A representative from the Truckload Carriers Association (TCA) recently stated that delaying the ELD mandate would “further interrupt the actions of a progressive trucking industry that continually places safety at its forefront and stresses continued compliance with its daily operations. The truckload industry does not support this bill or any delay in ELD implementation.”

The Trucking Alliance also sent a letter to Congress, arguing that the Babin amendment “ignores federal court rulings (all the way to the U.S. Supreme Court) upholding the ELD mandate and ignores thousands of comments in support of this new technology. These ELDs accurately track the number of hours that drivers operate their trucks, replacing the paper logbooks that are easily falsified.”

The American Trucking Associations (ATA) bluntly came out and said that the “ATA strongly opposes efforts to delay this important rule.” The President of the ATA even went so far as to pen an op-ed on the website of the Huffington Post arguing that the rule should be implemented as planned without further delay to the present implementation date in December.

In the op-ed ATA President and CEO Chris Spear stated that the ELD rule has been “debated for nearly a decade. It has been approved by Congress three times, and upheld by federal courts. Any attempt to mislabel this as a ‘bad regulation’ in the final weeks before implementation is intentionally misleading.”

The article goes on to say that delaying or squashing the rule could “create more uncertainty for the trucking industry as we seek to plan and make investments in this important new technology.”

Most trucking advocacy groups expect to see bipartisan opposition to any major changes to the ELD mandate as it currently exists.

More notable is that there has been no companion legislation or attempts to delay or defund the mandate in the Senate. So even if the House does pass a measure, it will have to carry through reconciliation and make it through the Senate, which is not guaranteed.

As it stands, it looks like the ELD mandate will go into effect as planned in December. Now the question is how will the mandate be enforced. Trucking companies need to know that enforcement will be fair across the board. Let’s dig a little deeper.

Looking at the ELD Mandate Enforcement

Whether you already have ELD devices installed, they are on order or you are still considering the different options available on the market, you likely still have plenty of questions regarding what exactly will happen once the mandate drops on December 18.

According to Joe DeLorenzo, director of the Federal Motor Carrier Safety Administration’s (FMCSA) Office of Enforcement and Compliance, the government is ready to start enforcing the rule once it goes into effect.

There is a misconception out there that the government may not be ready to fully enforce the amendment.
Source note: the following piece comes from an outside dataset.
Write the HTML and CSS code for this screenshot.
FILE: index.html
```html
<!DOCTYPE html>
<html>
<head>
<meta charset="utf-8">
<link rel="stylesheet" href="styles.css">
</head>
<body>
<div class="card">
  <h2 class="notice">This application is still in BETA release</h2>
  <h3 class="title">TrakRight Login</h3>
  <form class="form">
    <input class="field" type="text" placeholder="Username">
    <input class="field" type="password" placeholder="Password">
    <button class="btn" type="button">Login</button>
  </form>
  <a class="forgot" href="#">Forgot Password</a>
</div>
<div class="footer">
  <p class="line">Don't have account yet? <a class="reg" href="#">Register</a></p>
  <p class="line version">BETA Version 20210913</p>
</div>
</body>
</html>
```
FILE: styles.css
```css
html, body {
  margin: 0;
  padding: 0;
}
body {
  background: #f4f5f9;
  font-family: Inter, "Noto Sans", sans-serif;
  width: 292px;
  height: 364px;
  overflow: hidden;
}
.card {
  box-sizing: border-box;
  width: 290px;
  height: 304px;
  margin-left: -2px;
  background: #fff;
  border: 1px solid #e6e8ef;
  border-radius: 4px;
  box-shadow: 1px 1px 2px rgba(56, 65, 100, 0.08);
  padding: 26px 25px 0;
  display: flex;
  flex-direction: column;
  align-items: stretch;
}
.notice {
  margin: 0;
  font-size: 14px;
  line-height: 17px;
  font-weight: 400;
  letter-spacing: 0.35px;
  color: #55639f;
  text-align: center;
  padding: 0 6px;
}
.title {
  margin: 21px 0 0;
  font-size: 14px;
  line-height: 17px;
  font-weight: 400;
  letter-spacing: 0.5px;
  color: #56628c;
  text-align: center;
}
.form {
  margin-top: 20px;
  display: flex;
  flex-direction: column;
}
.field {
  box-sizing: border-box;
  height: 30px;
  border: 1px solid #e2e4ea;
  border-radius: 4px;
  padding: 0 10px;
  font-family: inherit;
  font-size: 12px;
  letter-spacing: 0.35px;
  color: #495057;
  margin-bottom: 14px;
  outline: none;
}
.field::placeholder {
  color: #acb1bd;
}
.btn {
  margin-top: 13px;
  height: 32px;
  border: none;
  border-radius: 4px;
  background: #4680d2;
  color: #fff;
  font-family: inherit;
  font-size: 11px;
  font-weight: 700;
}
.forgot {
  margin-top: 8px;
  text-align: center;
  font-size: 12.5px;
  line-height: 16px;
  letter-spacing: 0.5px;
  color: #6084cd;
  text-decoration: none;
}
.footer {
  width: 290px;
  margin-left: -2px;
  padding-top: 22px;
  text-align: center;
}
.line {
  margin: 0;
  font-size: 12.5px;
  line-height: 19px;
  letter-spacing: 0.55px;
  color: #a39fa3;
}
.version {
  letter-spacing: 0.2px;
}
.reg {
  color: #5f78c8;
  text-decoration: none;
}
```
The Commercial Vehicle Safety Alliance (CVFA) and the FMCSA have been working together on announcing how they will approach truck drivers who are running without an ELD.
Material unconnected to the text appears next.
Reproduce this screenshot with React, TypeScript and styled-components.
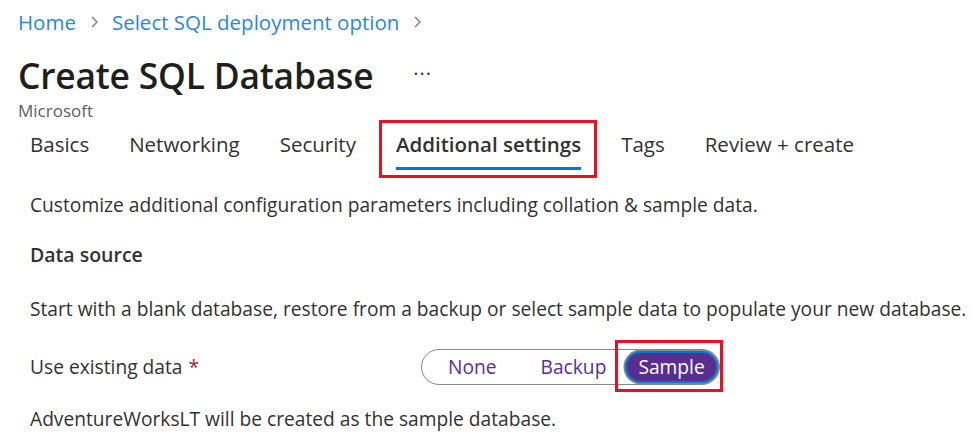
import React from "react";
import styled, { createGlobalStyle } from "styled-components";

const Global = createGlobalStyle`
  html, body { margin: 0; padding: 0; background: #ffffff; }
  body { font-family: "Open Sans", "Noto Sans", sans-serif; color: #323130; }
`;

const Page = styled.div`
  width: 973px;
  height: 443px;
  overflow: hidden;
  display: flex;
  flex-direction: column;
  padding: 8px 0 0 18px;
  box-sizing: border-box;
`;

const Breadcrumb = styled.nav`
  display: flex;
  align-items: center;
  gap: 13px;
  font-size: 20.5px;
  line-height: 28px;
  color: #2b88d8;
`;

const Crumb = styled.span`
  color: #2b88d8;
`;

const Chevron = styled.svg`
  width: 10px;
  height: 16px;
  stroke: #8a8886;
  fill: none;
  stroke-width: 1.5;
`;

const TitleRow = styled.div`
  display: flex;
  align-items: center;
  gap: 40px;
  margin-top: 17px;
`;

const Title = styled.h1`
  margin: 0;
  font-size: 35.4px;
  font-weight: 600;
  line-height: 44px;
  color: #201f1e;
  letter-spacing: -0.2px;
`;

const More = styled.span`
  font-size: 20px;
  color: #323130;
  letter-spacing: 1px;
  position: relative;
  top: -2px;
`;

const Publisher = styled.div`
  font-size: 17px;
  line-height: 20px;
  color: #605e5c;
  margin-top: 4px;
`;

const Tabs = styled.div`
  display: flex;
  align-items: flex-start;
  margin-left: 12px;
`;

const Tab = styled.div<{ $active?: boolean }>`
  position: relative;
  font-size: 20.5px;
  line-height: 28px;
  padding: 9px 0 9px;
  margin-right: 40px;
  font-weight: ${(p) => (p.$active ? 600 : 400)};
  color: #323130;
  border-bottom: 3px solid ${(p) => (p.$active ? "#0078d4" : "transparent")};
`;

const Highlight = styled.div<{ $l: number; $t: number; $r: number; $b: number }>`
  position: absolute;
  left: ${(p) => -p.$l}px;
  top: ${(p) => -p.$t}px;
  right: ${(p) => -p.$r}px;
  bottom: ${(p) => -p.$b}px;
  border: 3px solid #e81123;
  pointer-events: none;
`;

const Body = styled.div`
  margin-left: 12px;
  display: flex;
  flex-direction: column;
`;

const Text = styled.p<{ $mt: number }>`
  margin: ${(p) => p.$mt}px 0 0;
  font-size: 19.2px;
  line-height: 26px;
  color: #323130;
  white-space: nowrap;
`;

const Section = styled.h2`
  margin: 24px 0 0;
  font-size: 19.5px;
  line-height: 26px;
  font-weight: 600;
  color: #323130;
`;

const FieldRow = styled.div`
  display: flex;
  align-items: center;
  margin-top: 27px;
`;

const Label = styled.div`
  width: 391px;
  font-size: 19.2px;
  line-height: 26px;
  color: #323130;
`;

const Required = styled.span`
  color: #a4262c;
  margin-left: 6px;
`;

const Toggle = styled.div`
  display: flex;
  align-items: center;
  height: 36px;
  box-sizing: border-box;
  border: 1.5px solid #8a8886;
  border-radius: 18px;
  padding: 0 3px 0 26px;
`;

const Option = styled.div<{ $selected?: boolean; $gap?: number }>`
  position: relative;
  font-size: 19.2px;
  line-height: 24px;
  color: ${(p) => (p.$selected ? "#ffffff" : "#5c2d91")};
  background: ${(p) => (p.$selected ? "#5c2d91" : "transparent")};
  border-radius: 14px;
  padding: ${(p) => (p.$selected ? "2px 11px" : "0")};
  margin-right: ${(p) => p.$gap ?? 0}px;
  box-shadow: ${(p) => (p.$selected ? "0 0 0 2px #0078d4, 0 0 0 3.5px #8a8886" : "none")};
`;

export default function App() {
  return (
    <>
      <Global />
      <Page>
        <Breadcrumb>
          <Crumb>Home</Crumb>
          <Chevron viewBox="0 0 10 16">
            <path d="M3 3 L8 8 L3 13" />
          </Chevron>
          <Crumb>Select SQL deployment option</Crumb>
          <Chevron viewBox="0 0 10 16">
            <path d="M3 3 L8 8 L3 13" />
          </Chevron>
        </Breadcrumb>
        <TitleRow>
          <Title>Create SQL Database</Title>
          <More>···</More>
        </TitleRow>
        <Publisher>Microsoft</Publisher>
        <Tabs>
          <Tab>Basics</Tab>
          <Tab>Networking</Tab>
          <Tab>Security</Tab>
          <Tab $active>
            Additional settings
            <Highlight $l={17} $t={1} $r={16} $b={11} />
          </Tab>
          <Tab>Tags</Tab>
          <Tab>Review + create</Tab>
        </Tabs>
        <Body>
          <Text $mt={22}>
            Customize additional configuration parameters including collation &amp; sample data.
          </Text>
          <Section>Data source</Section>
          <Text $mt={28}>
            Start with a blank database, restore from a backup or select sample data to populate your new database.
          </Text>
          <FieldRow>
            <Label>
              Use existing data<Required>*</Required>
            </Label>
            <Toggle>
              <Option $gap={44}>None</Option>
              <Option $gap={21}>Backup</Option>
              <Option $selected>
                Sample
                <Highlight $l={12} $t={13} $r={7} $b={11} />
              </Option>
            </Toggle>
          </FieldRow>
          <Text $mt={21}>AdventureWorksLT will be created as the sample database.</Text>
        </Body>
      </Page>
    </>
  );
}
Each jurisdiction will have a say on how strictly they will enforce the rule and how they will enforce it, whether they are put out of service or simply fined or cited. The FMCSA recognizes that this is a big change and has allowed time for organizations to get up to speed before doing any major enforcement operations.

Of course, the FMCSA will be looking to see if motor carriers are showing persistent violations, in which case it is up to them on whether they will leverage penalties or open an investigation. This doesn’t mean motor carriers should be taking advantage of the FMCSA’s initial easygoing approach.

Looking at State Rules and eRODS

When the OOIDA filed a petition asking the FMCSA to delay implementing the rule, they specifically stated that “26 states have not yet incorporated an electronic logging regulation into state law and are not authorized to enforce the rule until they do so.”

According to the FMCSA, in response to that petition, states have rules by which they must operate under the program. With every new rulemaking, states must work closely with the government on enforcement.

Still, that isn’t the only concern. Some have openly wondered if roadside inspection officials will have the electronic records of duty status (eRODS) in place to interpret the data from the ELDs. While ELD providers have been testing to make sure their data files can communicate with roadside inspection systems, it looks as though full integration is cutting it close.

According to the FMCSA, they are working on the final issues of deployment. States are currently working on training plans that the FMCSA expects to be in place by November and fully ready for the December 18 deadline.

The FMCSA has stated that they recognized the use of data transfer may not work every time, so the ELD specification should always contain a backup, whether it can be printed out or displayed on the ELD itself. Either way, if data transfer fails, there should always be a secondary way of delivering the necessary information.

Since the ELD rule is primarily meant to address hours of service compliance, the electronic data transfer will make it easy to enforce, but will not be necessary should there be a complication.

What’s more important to consider is that there are exemptions to the ELD rule. In some circumstances, your fleet may not be required to adhere to them. Let’s look at when those circumstances are.

When You’re Exempt

There are many different exemptions to the ELD rule, all you need to do is know them. Generally, the ELD exemptions fall under two categories:

  • Existing rule exemptions: The 100-air-mile radius and agricultural exemptions.
  • New rule exemptions: The eight-in-30 rule and older engine exemption.

The new rule exemption category is unique to the ELD rule. The agency placed a pre-2000 exemption into the mandate because there are a number of older engines and vehicle types that may not have the onboard technology necessary to support ELD installation.

The exemption refers to the engine model year, as opposed to the vehicle model year. So if you are running an older engine on a newer chassis, you still may qualify for the exemption, depending on the age of the engine.

The 8-in-30 rule refers to the fact that some operators are only required to prepare paper logs fewer than 8 days out of every 30. In this case, due to the limited nature of reporting, the operator will not be required to have an ELD. It is important that operators pay very close attention to this exemption. It is easy to think you may qualify for it, but perhaps you don’t. It requires preparation to be sure.

In the end, the ELD mandate looks to be landing on December 18, regardless of what representatives in the House try to do. Fleets must be prepared and aware of exemptions they may or may not be qualified for.